Search This Blog

Yesteryear

Monday, June 13, 2016

June 13, 2016

Yesteryear
One year ago today: June 13, 2015, dog bites man?
Five years ago today: June 13, 2011, news of the day.
Nine years ago today: June 13, 2007, APR 1095%
Random years ago today: June 13, 2013, my total Zumba instructor.

MORNING
           See this unfocused clutter in my new storage shed? That’s how my brain feels this morning, not that it’s a bad thing. This is the start of my big move, with the by now familiar steel shelves and my famous Jamis bicycle. I’ll tell you more about my planned double garage though all I know for sure right now is I do not like metal sheds in this climate. It was like Korean torture putting up these shelves in the daytime, even with massive fans circulating the air every 15 seconds. Sorry, dude, I have little control over the events that make a photo of my storage shed into the most unusual event of the morning. Things will pick up.
           I’m cranky this AM from oversleep. The new digs represents additional physical labor and I zonked out for 13 hour (back here where I got home y’day). Let’s see what I can find to crab about this morning. Right off, let me clear up the mystery of the object last Saturday. It is a rag-dryer. You place little rocks in the pan at the bottom to keep the “handle” upright, then drape your dishrag over the coils to let it drip and dry.
           So there, and I was also right about JZ having zero experience living in a small town. People stare at you until they get your number, a process that I carefully control but others ignore at their peril. I’ll say it once more—you may find you are stuck forever with the first gal you date in a small town.

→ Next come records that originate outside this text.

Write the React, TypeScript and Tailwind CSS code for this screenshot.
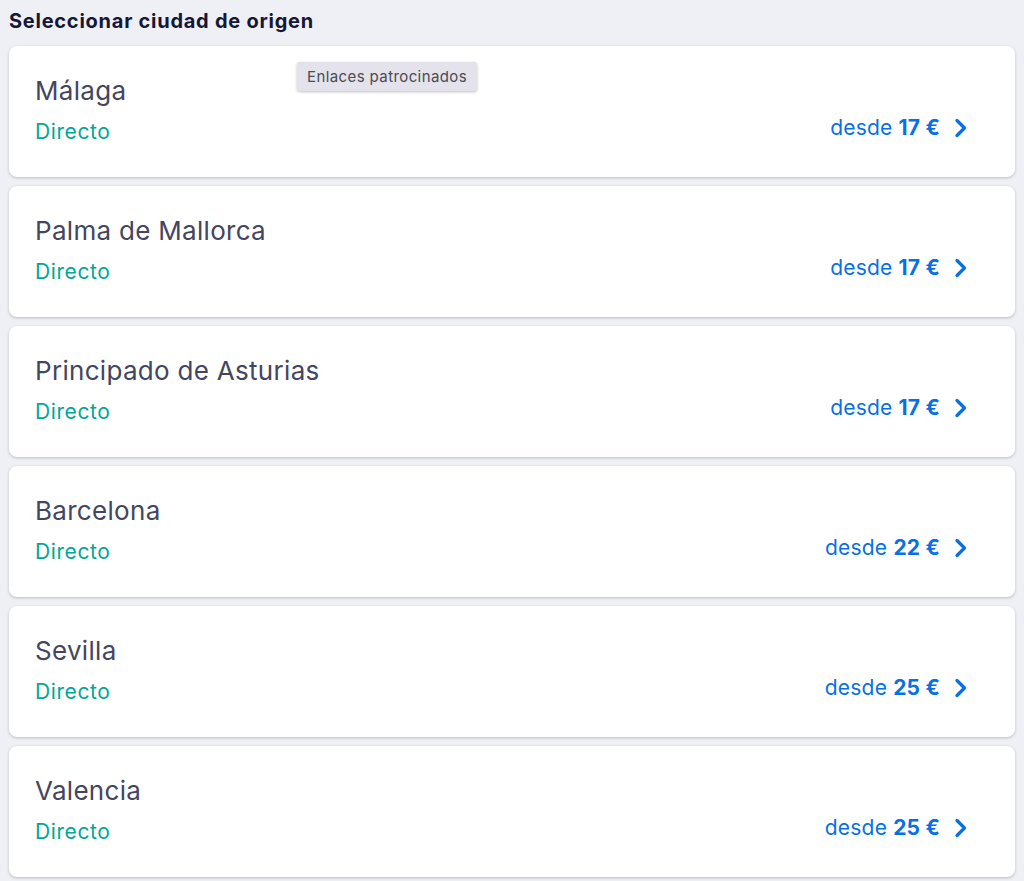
const cities = [
  { name: "Málaga", price: 17 },
  { name: "Palma de Mallorca", price: 17 },
  { name: "Principado de Asturias", price: 17 },
  { name: "Barcelona", price: 22 },
  { name: "Sevilla", price: 25 },
  { name: "Valencia", price: 25 },
];

function Chevron() {
  return (
    <svg width="14" height="20" viewBox="0 0 14 20" fill="none" className="shrink-0">
      <path
        d="M3 2.5 L10.5 10 L3 17.5"
        stroke="currentColor"
        strokeWidth="3.2"
        strokeLinecap="round"
        strokeLinejoin="round"
      />
    </svg>
  );
}

export default function App() {
  return (
    <div
      className="min-h-[881px] bg-[#eff0f6] px-[9px] pt-[8px]"
      style={{ fontFamily: "Inter, 'Noto Sans', sans-serif" }}
    >
      <h2 className="text-[20px] font-bold leading-[26px] text-[#161637] tracking-[0.75px]">
        Seleccionar ciudad de origen
      </h2>
      <div className="mt-[12px] flex flex-col gap-[9px]">
        {cities.map((c, i) => (
          <div
            key={c.name}
            className="relative flex h-[131px] items-start justify-between rounded-[8px] bg-white pl-[26px] pr-[47px] pt-[28px] shadow-[0_1px_3px_rgba(37,32,31,0.25)]"
          >
            <div className="flex flex-col">
              <span className="text-[26px] leading-[34px] text-[#444560] tracking-[0.3px]">{c.name}</span>
              <span className="mt-[11px] text-[21px] leading-[26px] text-[#00a698] tracking-[0.6px]">Directo</span>
            </div>
            <div className="mt-[41px] flex h-[26px] items-center gap-[14px] text-[#0770e3]">
              <span className="text-[21px] leading-[26px] tracking-[0.2px]">
                desde <span className="font-bold">{c.price} €</span>
              </span>
              <Chevron />
            </div>
            {i === 0 && (
              <div className="absolute left-[288px] top-[16px] rounded-[3px] bg-[#e4e2ea] px-[10px] py-[5px] text-[15px] leading-[19px] text-[#4a4a52] tracking-[0.4px] shadow-[0_1px_3px_rgba(0,0,0,0.25)]">
                Enlaces patrocinados
              </div>
            )}
          </div>
        ))}
      </div>
    </div>
  );
}
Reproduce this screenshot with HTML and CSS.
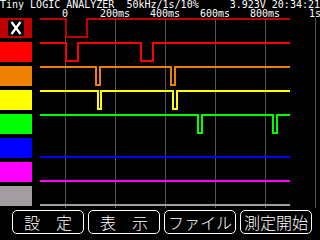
FILE: index.html
```html
<!DOCTYPE html>
<html lang="ja">
<head>
<meta charset="utf-8">
<title>Tiny LOGIC ANALYZER</title>
<link rel="stylesheet" href="styles.css">
</head>
<body>
<div class="screen">
  <header class="top">
    <div class="title-row">
      <span class="title">Tiny LOGIC ANALYZER  50kHz/1s/10%</span>
      <span class="status">3.923V 20:34:21</span>
    </div>
    <div class="axis">
      <span>0</span><span>200ms</span><span>400ms</span><span>600ms</span><span>800ms</span><span>1s</span>
    </div>
  </header>
  <main class="plot">
    <div class="legend">
      <div class="chan c0">
        <span class="clear">
          <svg width="16" height="16" viewBox="0 0 16 16"><path d="M3.5 2 L12.5 14 M12.5 2 L3.5 14" stroke="#fff" stroke-width="2.2" fill="none"/></svg>
        </span>
      </div>
      <div class="chan c1"></div>
      <div class="chan c2"></div>
      <div class="chan c3"></div>
      <div class="chan c4"></div>
      <div class="chan c5"></div>
      <div class="chan c6"></div>
      <div class="chan c7"></div>
    </div>
    <svg class="traces" width="284" height="192" viewBox="36 18 284 192">
      <g class="grid">
        <path d="M65.5 18 V208 M115.5 18 V208 M165.5 18 V208 M215.5 18 V208 M265.5 18 V208 M315.5 18 V208"/>
      </g>
      <g class="wave">
        <path class="w0" d="M40 19 H66 V37 H87 V19 H290"/>
        <path class="w1" d="M40 43 H66 V61 H78 V43 H141 V61 H153 V43 H290"/>
        <path class="w2" d="M40 67 H96 V85 H100 V67 H171 V85 H175 V67 H290"/>
        <path class="w3" d="M40 91 H98 V109 H101 V91 H173 V109 H177 V91 H290"/>
        <path class="w4" d="M40 115 H198 V133 H202 V115 H273 V133 H277 V115 H290"/>
        <path class="w5" d="M40 157 H290"/>
        <path class="w6" d="M40 181 H290"/>
        <path class="w7" d="M40 205 H290"/>
      </g>
    </svg>
  </main>
  <footer class="buttons">
    <button class="btn">設　定</button>
    <button class="btn">表　示</button>
    <button class="btn">ファイル</button>
    <button class="btn">測定開始</button>
  </footer>
</div>
</body>
</html>
```
FILE: styles.css
```css
html, body {
  margin: 0;
  padding: 0;
  background: #000;
}
.screen {
  width: 320px;
  height: 240px;
  overflow: hidden;
  background: #000;
  color: #fff;
  font-family: "DejaVu Sans Mono", "Liberation Mono", monospace;
}
.top {
  height: 18px;
  font-size: 10px;
  line-height: 9px;
}
.title-row {
  display: flex;
  justify-content: space-between;
  height: 9px;
  white-space: pre;
}
.axis {
  display: flex;
  height: 9px;
  padding-left: 40px;
  white-space: pre;
}
.axis span {
  flex: 0 0 50px;
  text-align: center;
}
.plot {
  display: flex;
  height: 192px;
}
.legend {
  display: flex;
  flex-direction: column;
  gap: 4px;
  width: 32px;
  margin-right: 4px;
}
.chan {
  height: 20px;
  display: flex;
  align-items: center;
  justify-content: center;
}
.c0 { background: #c00000; }
.c1 { background: #ff0000; }
.c2 { background: #f08000; }
.c3 { background: #ffff00; }
.c4 { background: #00ff00; }
.c5 { background: #0000ff; }
.c6 { background: #ff00ff; }
.c7 { background: #a39ca0; }
.clear {
  display: block;
  width: 16px;
  height: 16px;
  background: #000;
}
.clear svg { display: block; }
.traces {
  display: block;
  flex: 0 0 284px;
}
.grid path {
  stroke: #555;
  stroke-width: 1;
  fill: none;
  shape-rendering: crispEdges;
}
.wave path {
  fill: none;
  stroke-width: 2;
  stroke-linejoin: miter;
  shape-rendering: crispEdges;
}
.w0 { stroke: #c00000; }
.w1 { stroke: #ff0000; }
.w2 { stroke: #f08000; }
.w3 { stroke: #ffff00; }
.w4 { stroke: #00ff00; }
.w5 { stroke: #0000ff; }
.w6 { stroke: #ff00ff; }
.w7 { stroke: #a39ca0; }
.buttons {
  display: flex;
  gap: 4px;
  padding-left: 12px;
  height: 24px;
}
.btn {
  box-sizing: border-box;
  width: 72px;
  height: 24px;
  margin: 0;
  padding: 0;
  border: 1px solid #fff;
  border-radius: 5px;
  background: #000;
  color: #fff;
  font-family: "Noto Sans CJK JP", "Noto Sans CJK SC", sans-serif;
  font-weight: 300;
  font-size: 16px;
  line-height: 16px;
  display: flex;
  align-items: center;
  justify-content: center;
}
```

           That’s not crabby enough. Okay, how about this. If your cousin, nephew, kid brother, whatever, is a genius, or a whiz, or a chess champion, I need to know how you determine that before you believed it. Especially in cases where I’ve met this so-called prodigy. Trust me, nobody will convince me somebody is a genius, I have to see it myself. And I don’t buy that donkey that geniuses are self-destructive, characterless losers like that Tesla nobody who wants credit because somebody else with real brains and money turned some of his crackpot fantasies into viable products.
           And as for academics, ha, from what I’ve seen in other people’s relatives, if that’s your “genius”, then my GPA must be 4.1. I’m not even a chess player, but give me a few hours practice to figure out what single trick he’s using, and I got $50 says I will consistently beat your “champion”.

           I’m also in a mood due to jet lag. Oddly, the most common time of day it hits me is around 4:00 PM in the afternoon. I get hypercritical of everything, including my own work. Incidentally, it was back in 2008 around this time (June 12), I began to repair that rotten wall in Wally’s Folly. Gee, where’s the guy when you need him to criticize me now. If I can’t repair a wall, how am I ever going to repair an uneven floor? Guess I’ll have to just stumble along all on my own, because at least that way, some goddam work gets done, eh? I say, “Eh?”

Wiki picture of the day.
Dymaxion map.

NOON
           Here’s your Palmdale Cracker cafĂ©, hardware store, fruit stand, and senior citizen temporary shelter. You know, there are occasional magazine articles about the sign in downtown Miami that says “Haines City”. I’m still jet-lagged, so I’ll give you some trivia on all that. As you wind up my chosen road to Lakeland, you will see other signs for Haines City. I think the sign near the Cracker says it is 106 miles to Haines City, and who would want to go there?
           If it was 1950 or so, you might. Back then, there was no Interstate system and the major highway was, you guessed it, the then-modern four-lane Highway 27. It straddles the center of Florida, and this particular stop, Palmdale, seems extra remote because it is smack dab in the middle of another of those Florida “family” estates. The Lykes Brothers, or something. I’m beginning to suspect it was these large landholdings that cause such disarray in the central Florida roadway system.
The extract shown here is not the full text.